Sample complexity of optimal transport barycenters with discrete support
Léo Portales, Edouard Pauwels, Elsa Cazelles
TL;DR
The paper addresses statistical guarantees for empirical sparse optimal transport (OT) barycenters, deriving uniform generalization bounds of order $O\big(\sqrt{N/n}\big)$ where $N$ is the barycenter's maximum support and $n$ is the per-target-sample size. The authors develop a framework that covers multiple OT divergences, including $W_p^p$, $W_{\epsilon,p}^p$, $SW_p^p$, and max-$SW_p^p$, by leveraging semi-dual representations and empirical process theory to control the dual variables. They show that the $O(\sqrt{N/n})$ rate is uniform across the number of measures $L$ and the regularization parameter $\epsilon$, with dimension-free constants, and discuss tightness via lower bounds and the behavior in $N$, including implications for K-means and constrained K-means.

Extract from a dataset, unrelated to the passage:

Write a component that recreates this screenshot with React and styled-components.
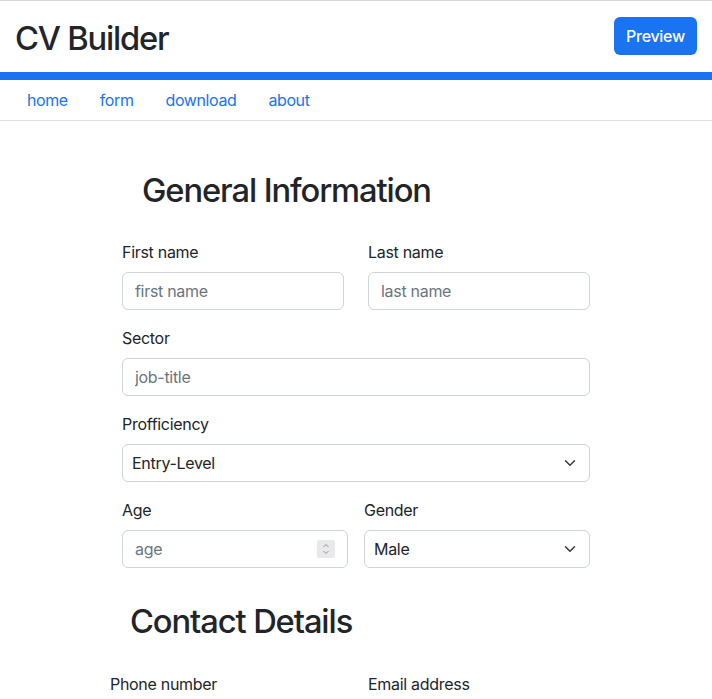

The results provide practical guidance for the sample complexity of sparse OT barycenters, informing algorithm design and theoretical understanding in high-dimensional settings and enabling reliable performance when working with discrete or discretized target measures.
Abstract
Computational implementation of optimal transport barycenters for a set of target probability measures requires a form of approximation, a widespread solution being empirical approximation of measures. We provide an $O(\sqrt{N/n})$ statistical generalization bounds for the empirical sparse optimal transport barycenters problem, where $N$ is the maximum cardinality of the barycenter (sparse support) and $n$ is the sample size of the target measures empirical approximation. Our analysis includes various optimal transport divergences including Wasserstein, Sinkhorn and Sliced-Wasserstein. We discuss the application of our result to specific settings including K-means, constrained K-means, free and fixed support Wasserstein barycenters.